We use the latest in drive times technology, we use the latest population statistics on country level available to us at the most granular level, in Europe typically the municipality in Russia/CIS the district (Raion). And we use our own boundary datasets based on a mix of OpenStreetMaps and national cadastre data. We use our own database of geographical data, also based on OpenStreetMaps, but enhanced by constant work especially on the geo used for the end-points of the drive calculations.
The value of the data is not in itself, but in all the little tweaks we developed over the course of five years initial R&D before we went life. And the development of our own little database feeding into the data from more than 50 different, usually not 100% compatible sources to date. Only that makes available the high quality of analyses we offer on a pan-European level. The other unique tool is our drive times algorithms building on the latest developments, taking into account i.e. detailed speed limits and national and regional peculiarities.
We have plans to add additional detail relating to the data such as purchasing power.
Route Level Analysis
Having such developed a unique database, we launched in March 2016 offering the latest in isochrones, the first one offering the analysis instantly and thanks to our high level of automation at a fraction of the usual price. In September we decided to even give away the isochrone maps in the lower resolution of our dashboard together with the total population away for free.
Now the next step and vital to our business plan is the proof of concept to analyze on a route level. Initially, we will use available Eurostat data, but it is intentionally meant to proof that we can take into account more complex data from the existing providers of MIDT(-like) data, passenger, revenue, ticketing data, etc. where available. Traditionally coming from sources like BSP/ARC and GDS, such are usually not reliably available for low cost airlines or come in very different quality and formats from them.
In order to decide the best approach, in summer 2016 we had a conference with our users and supporters and decided on the following initial approach.
- Identify the competitive airports. To do that we will take the location with the closest drive time and identify all airports that draw from that municipality. That will result in four types of airport pairs:
- From the first “origin” airport to the to-be-analyzed second “destination” airport.
- From the first airport to the airports in the second airport’s vicinity.
- From the second airport to the airports in the first airport’s vicinity.
- From the airports in the vicinity of the first airport to the airports in the vicinity of the second airport.
- Identify if travel data exists between both airports.
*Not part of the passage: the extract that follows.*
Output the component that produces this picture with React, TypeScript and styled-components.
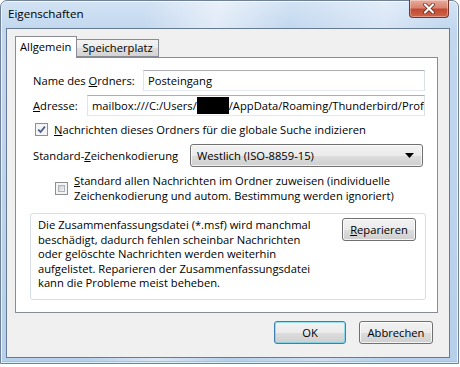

Initially we focus on passengers, flights and seats offered (load factor), available from Eurostat.
- For the given airport pairs we calculate the percental impact of the existing routes to the airport catchment area. The larger the airport, the larger the catchment area, though the percental impact should be relatively the same. The same percentage of the population is likely to use the route on the to-be-analyzed airport pair.
- We then apply the average percentage to the to be analyzed airport’s population.
That does not yet take into account facts such as flight times, average ticket prices, frequency, reputation (of airport and airline) and such factors. A simple matter to get started. And we have been told by network planners that this is a tedious part of their work today and that they usually only apply spot checks and such an automated, full range process would be a substantial quality improvement.
Thanks to highly automated processes, CheckIn.com provides comparable, standardized and top quality analyses at a fraction of the prices offered by less specialized consultancies.
Further development is also subject to the Business Case! Our focus is on generic data. We understand that it is vital to interface our data results with the tools used by network planners and analysts. We also understand that users will want to apply other data to our analysis. But please keep in mind that we are not volunteers but experts with own families and financial needs. So we have our own development priorities for making our services more attractive to all customers. To implement interfaces to other data, to provide data through such interfaces or implement the data from such interfaces into our analysis has to have a business case.
As is, we save any given network planner days in own research. Our results are sound, our methodology open (not the detailed algorithms). Cross checks with large airline network planners as well as analysts at major airports found our data to be sound though.
As our research proved, the existing data base published by airports and such used by aviation network planners has been of a very inconsistent quality. Where some airports proved to have done their homework, others simply used guesstimates or tinkered their data intentionally “to look good”, way of any realism. CheckIn.com data in contrast is unbiased, methodological sound and adds a completely new level of understanding of the airport catchment area. As such, we understand airline network planners to be the natural users, as well as airports that want to provide their airlines with high quality analyses results of proven quality.
CheckIn.com has been the first (and so far remains the only) provider of instant catchment area analyses under methodologically sound consideration of the neighboring airports, using highly sophisticated algorithms. The compilation of a sound database allowing for that analysis in a top quality is an extremely tedious task. As such, airports and airlines often disqualified the business case for the respectively expensive analyses for their daily work. With a price tag of € 1,200 for a single airport or € 1,800 for the upcoming route level analysis, this is worth a day or two you pay a consultant. Given the financial risk represented by any new route we believe you now do have a business case.
Given revenue, we have plans to invest into data improvement, as existing statistical data to date misses the quality needed for fully automated use. I.e. we cannot simply “link” into Eurostat data or national or aviation statistics, as we have to review the changes. Any given year. And again. And adjust the map data. As not even airports provide the same numbers for a simple data like annual passengers. For the use case of catchment area analysis, we have the most sophisticated database, the highest data quality in the market. For immediate access, analyses and results.
As MIDT changed the understanding of the existing passenger flow in our industry in the 90s of the last century (now +20 years ago!), we did and do pioneering work to improve the understanding of the catchment area.